Per combattere il Femminicidio, se ne facciano una ragione femministe, anime candide e politicamente corretti, per prima cosa, è indispensabile togliergli proprio quella definizione di genere, riportando l’attenzione sulla necessità di mettere forze dell’ordine e magistrati nelle condizioni di reprimere qualsiasi tipo di omicidio e tutti gli omicidi, creando la sensazione sociale che il crimine, qualsiasi crimine, in Italia non paghi più, non convenga, non lasci che strettissimi margini, giusto quelli fisiologici, di farla franca, perché in tutti gli altri casi si sarà chiamati a rispondere delle proprie responsabilità, con umanità, ma senza pietismi e scontistiche indegne anche di un supermercato di terza categoria.

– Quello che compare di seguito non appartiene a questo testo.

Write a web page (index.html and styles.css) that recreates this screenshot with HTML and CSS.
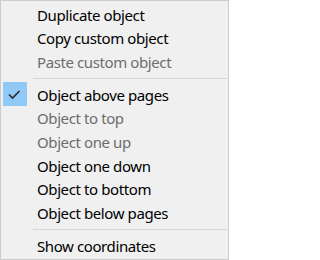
FILE: index.html
```html
<!DOCTYPE html>
<html>
<head>
<meta charset="utf-8">
<link rel="stylesheet" href="styles.css">
</head>
<body>
<div class="menu">
  <div class="item"><span class="check"></span><span class="label">Duplicate object</span></div>
  <div class="item"><span class="check"></span><span class="label">Copy custom object</span></div>
  <div class="item disabled"><span class="check"></span><span class="label">Paste custom object</span></div>
  <div class="sep"></div>
  <div class="item"><span class="check checked"><svg width="24" height="24" viewBox="0 0 24 24"><path d="M6 12.5 L9.5 16 L16.5 9" fill="none" stroke="#2b2b2b" stroke-width="1.6"/></svg></span><span class="label">Object above pages</span></div>
  <div class="item disabled"><span class="check"></span><span class="label">Object to top</span></div>
  <div class="item disabled"><span class="check"></span><span class="label">Object one up</span></div>
  <div class="item"><span class="check"></span><span class="label">Object one down</span></div>
  <div class="item"><span class="check"></span><span class="label">Object to bottom</span></div>
  <div class="item"><span class="check"></span><span class="label">Object below pages</span></div>
  <div class="sep"></div>
  <div class="item"><span class="check"></span><span class="label">Show coordinates</span></div>
</div>
</body>
</html>
```
FILE: styles.css
```css
html, body {
  margin: 0;
  padding: 0;
  background: #ffffff;
}
.menu {
  box-sizing: border-box;
  width: 229px;
  height: 260px;
  border: 1px solid #cccccc;
  background: #f0f0f0;
  padding: 1px 0 2px 2px;
  font-family: "Noto Sans", "Liberation Sans", sans-serif;
  font-size: 15px;
  letter-spacing: -0.4px;
  color: #000;
}
.item {
  display: flex;
  align-items: center;
  height: 23.67px;
}
.check {
  flex: 0 0 24px;
  width: 24px;
  height: 24px;
  display: flex;
  align-items: center;
  justify-content: center;
}
.check.checked {
  background: #90c8f6;
}
.label {
  margin-left: 10px;
  padding-top: 3px;
  white-space: nowrap;
  line-height: 1;
}
.disabled {
  color: #6d6d6d;
}
.sep {
  height: 1px;
  background: #d7d7d7;
  margin: 5px 1px 3px 30px;
}
```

Codice Penale agile ed efficace

Il codice penale non ha bisogno di corsetti, imbellettature, aggiustamenti semantici che lo mettano in sintonia con le “onde” volubili della “audience” a cui è stata ridotta la comunità nazionale; ha solo la necessità di essere sfrondato dalle stratificazioni ideologiche degli ultimi trent’anni, di essere reso più agile e stringente e messo a disposizione di poliziotti e giudici con maggiori mezzi e strumenti tecnologici, ma anche regole di lavoro, che gli consentano di operare con maggiore diligenza e rapidità.

Non illuminando palazzi o cospargendo di scarpette rosse le piazze, ma solo riformando organicamente il sistema giuridico italiano, il Paese piangerà sempre meno amiche, fidanzate, mogli, madri orrendamente e assurdamente assassinate.